PROBLEM TO WORK ON:
The data below should be restated word for word, with every picture omitted.

◇ ◇ ◇ ◇ ◇

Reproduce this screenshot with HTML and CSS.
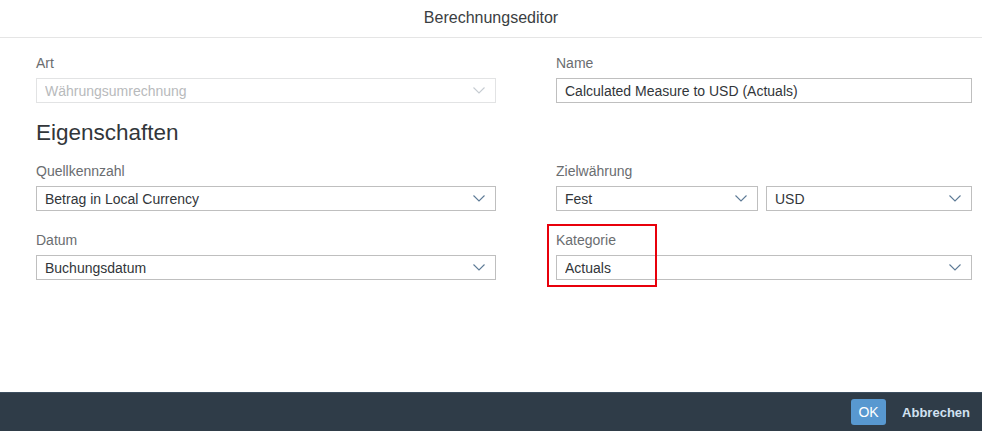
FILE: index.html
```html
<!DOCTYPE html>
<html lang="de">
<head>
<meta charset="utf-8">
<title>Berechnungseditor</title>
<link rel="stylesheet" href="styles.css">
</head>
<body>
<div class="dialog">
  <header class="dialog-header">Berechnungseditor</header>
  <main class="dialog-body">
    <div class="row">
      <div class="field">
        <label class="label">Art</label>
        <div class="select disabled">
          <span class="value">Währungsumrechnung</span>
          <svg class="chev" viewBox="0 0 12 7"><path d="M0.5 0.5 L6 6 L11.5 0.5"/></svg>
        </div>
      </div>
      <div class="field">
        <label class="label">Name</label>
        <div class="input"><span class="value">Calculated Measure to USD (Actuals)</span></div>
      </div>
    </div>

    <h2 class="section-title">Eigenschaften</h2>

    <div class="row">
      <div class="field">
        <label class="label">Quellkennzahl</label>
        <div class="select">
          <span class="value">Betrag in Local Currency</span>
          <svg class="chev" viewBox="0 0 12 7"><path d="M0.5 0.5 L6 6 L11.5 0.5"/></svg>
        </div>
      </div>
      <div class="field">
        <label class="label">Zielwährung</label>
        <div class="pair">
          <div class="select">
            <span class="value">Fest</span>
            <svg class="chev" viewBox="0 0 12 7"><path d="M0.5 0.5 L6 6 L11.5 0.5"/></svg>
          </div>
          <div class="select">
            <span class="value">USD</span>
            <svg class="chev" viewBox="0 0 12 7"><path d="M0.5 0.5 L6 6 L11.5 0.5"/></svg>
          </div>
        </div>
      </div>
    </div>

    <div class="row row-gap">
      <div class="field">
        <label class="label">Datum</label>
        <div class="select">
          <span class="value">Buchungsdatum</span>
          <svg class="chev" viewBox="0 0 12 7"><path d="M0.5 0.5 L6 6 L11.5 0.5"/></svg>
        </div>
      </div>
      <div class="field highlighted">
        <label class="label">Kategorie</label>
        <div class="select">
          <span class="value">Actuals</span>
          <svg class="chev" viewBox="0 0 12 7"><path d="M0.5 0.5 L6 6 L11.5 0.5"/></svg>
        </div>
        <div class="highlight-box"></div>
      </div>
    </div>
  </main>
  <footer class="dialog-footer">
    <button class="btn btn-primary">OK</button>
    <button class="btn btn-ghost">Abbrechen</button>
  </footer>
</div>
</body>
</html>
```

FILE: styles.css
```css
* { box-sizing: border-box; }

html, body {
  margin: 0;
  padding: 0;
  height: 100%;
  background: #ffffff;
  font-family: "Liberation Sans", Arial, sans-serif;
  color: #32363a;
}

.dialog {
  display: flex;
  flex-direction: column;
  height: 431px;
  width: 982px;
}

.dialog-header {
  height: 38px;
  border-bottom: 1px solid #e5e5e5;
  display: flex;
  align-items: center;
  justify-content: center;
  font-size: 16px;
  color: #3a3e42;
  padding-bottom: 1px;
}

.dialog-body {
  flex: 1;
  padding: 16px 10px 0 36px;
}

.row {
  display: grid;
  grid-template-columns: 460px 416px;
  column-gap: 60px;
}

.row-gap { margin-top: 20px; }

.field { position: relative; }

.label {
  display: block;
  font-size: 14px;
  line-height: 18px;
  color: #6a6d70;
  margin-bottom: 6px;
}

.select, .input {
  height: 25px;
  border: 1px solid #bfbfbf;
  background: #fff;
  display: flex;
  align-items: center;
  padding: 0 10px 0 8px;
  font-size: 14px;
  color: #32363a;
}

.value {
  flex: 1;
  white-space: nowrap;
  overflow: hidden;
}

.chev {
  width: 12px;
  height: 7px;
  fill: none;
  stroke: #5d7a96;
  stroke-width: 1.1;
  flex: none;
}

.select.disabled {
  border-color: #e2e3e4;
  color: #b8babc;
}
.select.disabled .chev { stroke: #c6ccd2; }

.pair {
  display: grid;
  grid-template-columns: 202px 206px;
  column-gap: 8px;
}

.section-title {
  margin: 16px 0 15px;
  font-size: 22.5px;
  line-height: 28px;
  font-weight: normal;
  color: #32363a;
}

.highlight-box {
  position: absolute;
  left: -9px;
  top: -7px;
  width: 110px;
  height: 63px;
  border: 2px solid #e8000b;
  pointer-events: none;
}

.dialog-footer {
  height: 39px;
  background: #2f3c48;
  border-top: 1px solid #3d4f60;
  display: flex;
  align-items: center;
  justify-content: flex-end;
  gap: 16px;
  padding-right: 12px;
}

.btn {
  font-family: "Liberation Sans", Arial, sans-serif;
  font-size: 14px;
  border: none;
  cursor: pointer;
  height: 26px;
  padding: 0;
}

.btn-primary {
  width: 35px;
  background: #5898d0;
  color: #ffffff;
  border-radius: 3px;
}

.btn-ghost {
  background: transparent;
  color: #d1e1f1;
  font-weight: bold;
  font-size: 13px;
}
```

◇ ◇ ◇ ◇ ◇

TASK SOLUTION:
Reproduce this screenshot with HTML and CSS.
FILE: index.html
```html
<!DOCTYPE html>
<html lang="de">
<head>
<meta charset="utf-8">
<title>Berechnungseditor</title>
<link rel="stylesheet" href="styles.css">
</head>
<body>
<div class="dialog">
  <header class="dialog-header">Berechnungseditor</header>
  <main class="dialog-body">
    <div class="row">
      <div class="field">
        <label class="label">Art</label>
        <div class="select disabled">
          <span class="value">Währungsumrechnung</span>
          <svg class="chev" viewBox="0 0 12 7"><path d="M0.5 0.5 L6 6 L11.5 0.5"/></svg>
        </div>
      </div>
      <div class="field">
        <label class="label">Name</label>
        <div class="input"><span class="value">Calculated Measure to USD (Actuals)</span></div>
      </div>
    </div>

    <h2 class="section-title">Eigenschaften</h2>

    <div class="row">
      <div class="field">
        <label class="label">Quellkennzahl</label>
        <div class="select">
          <span class="value">Betrag in Local Currency</span>
          <svg class="chev" viewBox="0 0 12 7"><path d="M0.5 0.5 L6 6 L11.5 0.5"/></svg>
        </div>
      </div>
      <div class="field">
        <label class="label">Zielwährung</label>
        <div class="pair">
          <div class="select">
            <span class="value">Fest</span>
            <svg class="chev" viewBox="0 0 12 7"><path d="M0.5 0.5 L6 6 L11.5 0.5"/></svg>
          </div>
          <div class="select">
            <span class="value">USD</span>
            <svg class="chev" viewBox="0 0 12 7"><path d="M0.5 0.5 L6 6 L11.5 0.5"/></svg>
          </div>
        </div>
      </div>
    </div>

    <div class="row row-gap">
      <div class="field">
        <label class="label">Datum</label>
        <div class="select">
          <span class="value">Buchungsdatum</span>
          <svg class="chev" viewBox="0 0 12 7"><path d="M0.5 0.5 L6 6 L11.5 0.5"/></svg>
        </div>
      </div>
      <div class="field highlighted">
        <label class="label">Kategorie</label>
        <div class="select">
          <span class="value">Actuals</span>
          <svg class="chev" viewBox="0 0 12 7"><path d="M0.5 0.5 L6 6 L11.5 0.5"/></svg>
        </div>
        <div class="highlight-box"></div>
      </div>
    </div>
  </main>
  <footer class="dialog-footer">
    <button class="btn btn-primary">OK</button>
    <button class="btn btn-ghost">Abbrechen</button>
  </footer>
</div>
</body>
</html>
```

FILE: styles.css
```css
* { box-sizing: border-box; }

html, body {
  margin: 0;
  padding: 0;
  height: 100%;
  background: #ffffff;
  font-family: "Liberation Sans", Arial, sans-serif;
  color: #32363a;
}

.dialog {
  display: flex;
  flex-direction: column;
  height: 431px;
  width: 982px;
}

.dialog-header {
  height: 38px;
  border-bottom: 1px solid #e5e5e5;
  display: flex;
  align-items: center;
  justify-content: center;
  font-size: 16px;
  color: #3a3e42;
  padding-bottom: 1px;
}

.dialog-body {
  flex: 1;
  padding: 16px 10px 0 36px;
}

.row {
  display: grid;
  grid-template-columns: 460px 416px;
  column-gap: 60px;
}

.row-gap { margin-top: 20px; }

.field { position: relative; }

.label {
  display: block;
  font-size: 14px;
  line-height: 18px;
  color: #6a6d70;
  margin-bottom: 6px;
}

.select, .input {
  height: 25px;
  border: 1px solid #bfbfbf;
  background: #fff;
  display: flex;
  align-items: center;
  padding: 0 10px 0 8px;
  font-size: 14px;
  color: #32363a;
}

.value {
  flex: 1;
  white-space: nowrap;
  overflow: hidden;
}

.chev {
  width: 12px;
  height: 7px;
  fill: none;
  stroke: #5d7a96;
  stroke-width: 1.1;
  flex: none;
}

.select.disabled {
  border-color: #e2e3e4;
  color: #b8babc;
}
.select.disabled .chev { stroke: #c6ccd2; }

.pair {
  display: grid;
  grid-template-columns: 202px 206px;
  column-gap: 8px;
}

.section-title {
  margin: 16px 0 15px;
  font-size: 22.5px;
  line-height: 28px;
  font-weight: normal;
  color: #32363a;
}

.highlight-box {
  position: absolute;
  left: -9px;
  top: -7px;
  width: 110px;
  height: 63px;
  border: 2px solid #e8000b;
  pointer-events: none;
}

.dialog-footer {
  height: 39px;
  background: #2f3c48;
  border-top: 1px solid #3d4f60;
  display: flex;
  align-items: center;
  justify-content: flex-end;
  gap: 16px;
  padding-right: 12px;
}

.btn {
  font-family: "Liberation Sans", Arial, sans-serif;
  font-size: 14px;
  border: none;
  cursor: pointer;
  height: 26px;
  padding: 0;
}

.btn-primary {
  width: 35px;
  background: #5898d0;
  color: #ffffff;
  border-radius: 3px;
}

.btn-ghost {
  background: transparent;
  color: #d1e1f1;
  font-weight: bold;
  font-size: 13px;
}
```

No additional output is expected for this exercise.